Abschließend wird dafür im Abschnitt Religion und Mythologie der Versuch unternommen, die geistige Welt der Wikingerzeit zu rekonstruieren. Gerade hinsichtlich der paganen Glaubensvorstellungen ist das aufgrund der Quellenlage alles andere als einfach, wie Rudolf Simek, Tobias Schade und Matthias Toplak herausarbeiten, die sich im Anschluss daran auch mit der Christianisierung der Wikinger befassen. Stefanie Gropper führt knapp, aber informativ in die altnordische Literatur ein, während Arnulf Krause die Runenschrift beleuchtet. Einen der faszinierendsten Beiträge des gesamten Buchs legt Michaela Helmbrecht vor, die nicht nur die Rolle von Tierornamentik und Menschendarstellungen in der wikingerzeitlichen Kunst erläutert, sondern auch die Frage nach der Bedeutung von Bildmedien in einer größtenteils von Mündlichkeit geprägten Kultur aufwirft. Sigmund Oehrl hebt die Verbreitung christlicher und synkretistischer Elementen in der Kunst der späten Wikingerzeit hervor.

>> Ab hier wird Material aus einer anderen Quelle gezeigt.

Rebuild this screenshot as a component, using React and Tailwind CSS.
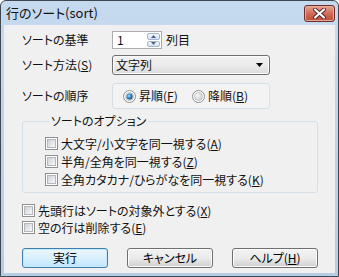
import React from "react";

const font = "font-['Noto_Sans_CJK_JP','Noto_Sans',sans-serif] [font-feature-settings:'palt']";

function Check({ label }) {
  return (
    <div className="flex items-center h-[17px] gap-[3px]">
      <span className="w-[13px] h-[13px] border border-[#8e8f8f] bg-white p-[1px] flex shrink-0">
        <span className="flex-1 border border-[#b4b8bd] bg-gradient-to-br from-[#cfd2d7] to-[#f7f7f7]" />
      </span>
      <span className="leading-[14px]">{label}</span>
    </div>
  );
}

function Radio({ checked }) {
  return (
    <svg width="13" height="13" viewBox="0 0 13 13" className="shrink-0">
      <defs>
        <radialGradient id="rg-off" cx="0.35" cy="0.35" r="0.7">
          <stop offset="0" stopColor="#f8f8f8" />
          <stop offset="1" stopColor="#c9cdd2" />
        </radialGradient>
        <radialGradient id="rg-on" cx="0.4" cy="0.4" r="0.6">
          <stop offset="0" stopColor="#a6e2ff" />
          <stop offset="0.6" stopColor="#2f85c6" />
          <stop offset="1" stopColor="#184f80" />
        </radialGradient>
      </defs>
      <circle cx="6.5" cy="6.5" r="6" fill="#fff" stroke="#8e8f8f" />
      <circle cx="6.5" cy="6.5" r="4" fill="url(#rg-off)" stroke="#b9bdc2" strokeWidth="0.8" />
      {checked && <circle cx="6.5" cy="6.5" r="3" fill="url(#rg-on)" />}
    </svg>
  );
}

function Btn({ children, primary }) {
  return (
    <button
      className={
        "w-[86px] h-[20px] rounded-[3px] border leading-[14px] text-black flex items-center justify-center " +
        (primary
          ? "border-[#3c7fb1] bg-gradient-to-b from-[#eaf6fd] via-[#d9f0fc] to-[#bee6fd] shadow-[inset_0_0_0_1px_#c9e9fb]"
          : "border-[#707070] bg-gradient-to-b from-[#f2f2f2] via-[#ebebeb] to-[#cfcfcf] shadow-[inset_0_0_0_1px_#fcfcfc]")
      }
    >
      {children}
    </button>
  );
}

export default function App() {
  return (
    <div className={"w-[339px] h-[277px] flex flex-col border border-[#3f4852] rounded-t-[6px] bg-gradient-to-b from-[#c6daef] to-[#b6cde6] text-[12px] text-[#111] " + font}>
      {/* title bar */}
      <div className="h-[24px] flex items-start justify-between pl-[5px] pr-[3px]">
        <span className="text-[13px] leading-[16px] mt-[4px]">行のソート(sort)</span>
        <div className="mt-[4px] w-[31px] h-[17px] rounded-[3px] border border-[#6d2c2c] bg-gradient-to-b from-[#e8a593] via-[#cf6b58] to-[#c04a34] flex items-center justify-center shadow-[inset_0_0_0_1px_#e9a99a]">
          <svg width="13" height="11" viewBox="0 0 13 11">
            <path d="M2 1.5 L11 9.5 M11 1.5 L2 9.5" stroke="#5a2020" strokeWidth="4" strokeLinecap="round" />
            <path d="M2 1.5 L11 9.5 M11 1.5 L2 9.5" stroke="#ffffff" strokeWidth="2.2" strokeLinecap="round" />
          </svg>
        </div>
      </div>

      {/* client area */}
      <div className="mx-[3px] h-[248px] bg-[#f0f0f0] pl-[18px] flex flex-col">
        <div className="mt-[6px] h-[18px] flex items-center">
          <span className="w-[90px] leading-[14px]">ソートの基準</span>
          <div className="w-[50px] h-[18px] flex border border-[#abadb3] bg-white">
            <span className="flex-1 pl-[4px] leading-[16px]">1</span>
            <div className="w-[15px] flex flex-col gap-px p-px">
              <div className="flex-1 rounded-[2px] border border-[#a4b8cd] bg-gradient-to-b from-[#f3f7fc] to-[#d6e3f1] flex items-center justify-center">
                <svg width="5" height="3" viewBox="0 0 5 3"><path d="M0 3 L2.5 0 L5 3 Z" fill="#4d6185" /></svg>
              </div>
              <div className="flex-1 rounded-[2px] border border-[#a4b8cd] bg-gradient-to-b from-[#f3f7fc] to-[#d6e3f1] flex items-center justify-center">
                <svg width="5" height="3" viewBox="0 0 5 3"><path d="M0 0 L2.5 3 L5 0 Z" fill="#4d6185" /></svg>
              </div>
            </div>
          </div>
          <span className="ml-[4px] leading-[14px]">列目</span>
        </div>

        <div className="mt-[6px] h-[20px] flex items-center">
          <span className="w-[90px] leading-[14px]">
            ソート方法(<span className="underline">S</span>)
          </span>
          <div className="w-[158px] h-[20px] rounded-[3px] border border-[#707070] bg-gradient-to-b from-[#f2f2f2] via-[#ebebeb] to-[#dcdcdc] flex items-center pl-[3px] pr-[6px] shadow-[inset_0_0_0_1px_#fbfbfb]">
            <span className="flex-1 leading-[14px]">文字列</span>
            <svg width="7" height="4" viewBox="0 0 7 4"><path d="M0 0 L7 0 L3.5 4 Z" fill="#000" /></svg>
          </div>
        </div>

        <div className="mt-[8px] h-[26px] flex items-center">
          <span className="w-[90px] leading-[14px]">ソートの順序</span>
          <div className="w-[158px] h-[26px] rounded-[3px] border border-[#d5dfe5] bg-[#f3f3f3] flex items-center pl-[10px]">
            <div className="flex items-center gap-[3px] w-[69px]">
              <Radio checked />
              <span className="leading-[14px]">
                昇順(<span className="underline">F</span>)
              </span>
            </div>
            <div className="flex items-center gap-[3px]">
              <Radio />
              <span className="leading-[14px]">
                降順(<span className="underline">B</span>)
              </span>
            </div>
          </div>
        </div>

        <fieldset className="mt-[5px] w-[296px] border border-[#d5dfe5] rounded-[3px] pl-[22px] pt-[7px] pb-[4px]">
          <legend className="ml-[4px] px-[2px] leading-[14px]">ソートのオプション</legend>
          <div className="flex flex-col gap-px">
            <Check label={<>大文字/小文字を同一視する(<span className="underline">A</span>)</>} />
            <Check label={<>半角/全角を同一視する(<span className="underline">Z</span>)</>} />
            <Check label={<>全角カタカナ/ひらがなを同一視する(<span className="underline">K</span>)</>} />
          </div>
        </fieldset>

        <div className="mt-[9px] flex flex-col">
          <Check label={<>先頭行はソートの対象外とする(<span className="underline">X</span>)</>} />
          <Check label={<>空の行は削除する(<span className="underline">E</span>)</>} />
        </div>

        <div className="mt-[12px] flex gap-[19px]">
          <Btn primary>実行</Btn>
          <Btn>キャンセル</Btn>
          <Btn>
            ヘルプ(<span className="underline">H</span>)
          </Btn>
        </div>
      </div>
    </div>
  );
}
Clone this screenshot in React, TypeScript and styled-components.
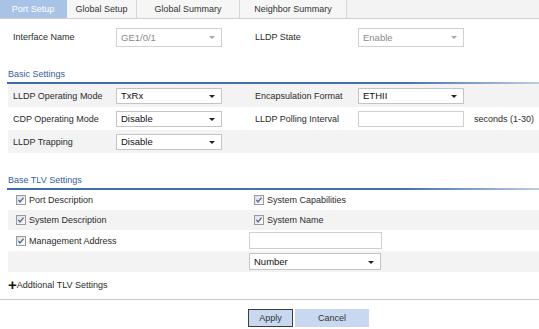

So groß die Schwankungen in Stil und Inhalt teilweise auch sind, der Gesamteindruck, den Die Wikinger hinterlassen, ist positiv. Der durch einen üppigen Farbbildteil ergänzte Band macht aktuelle Forschungsergebnisse einer breiten Öffentlichkeit gut lesbar zugänglich. Ein Nachteil gegenüber einer Monographie aus einem Guss sei allerdings nicht verschwiegen: Bei einer Lektüre des kompletten Buchs kommt es oft zu Wiederholungen, da verschiedene Beiträge dieselben Fakten referieren oder schon erwähnte Quellen noch einmal neu vorstellen. Ein einzelner Autor hätte hier vermutlich stärker straffen können.
Dennoch gehören Die Wikinger ohne Zweifel zu den zugänglichsten und vielfältigsten Überblicksdarstellungen, die es derzeit über die Epoche gibt, und seien daher allen Interessierten empfohlen.
Jörn Staecker, Matthias Toplak (Hrsg.): Die Wikinger. Entdecker und Eroberer. Berlin, Propyläen (Ullstein), 2019, 480 Seiten.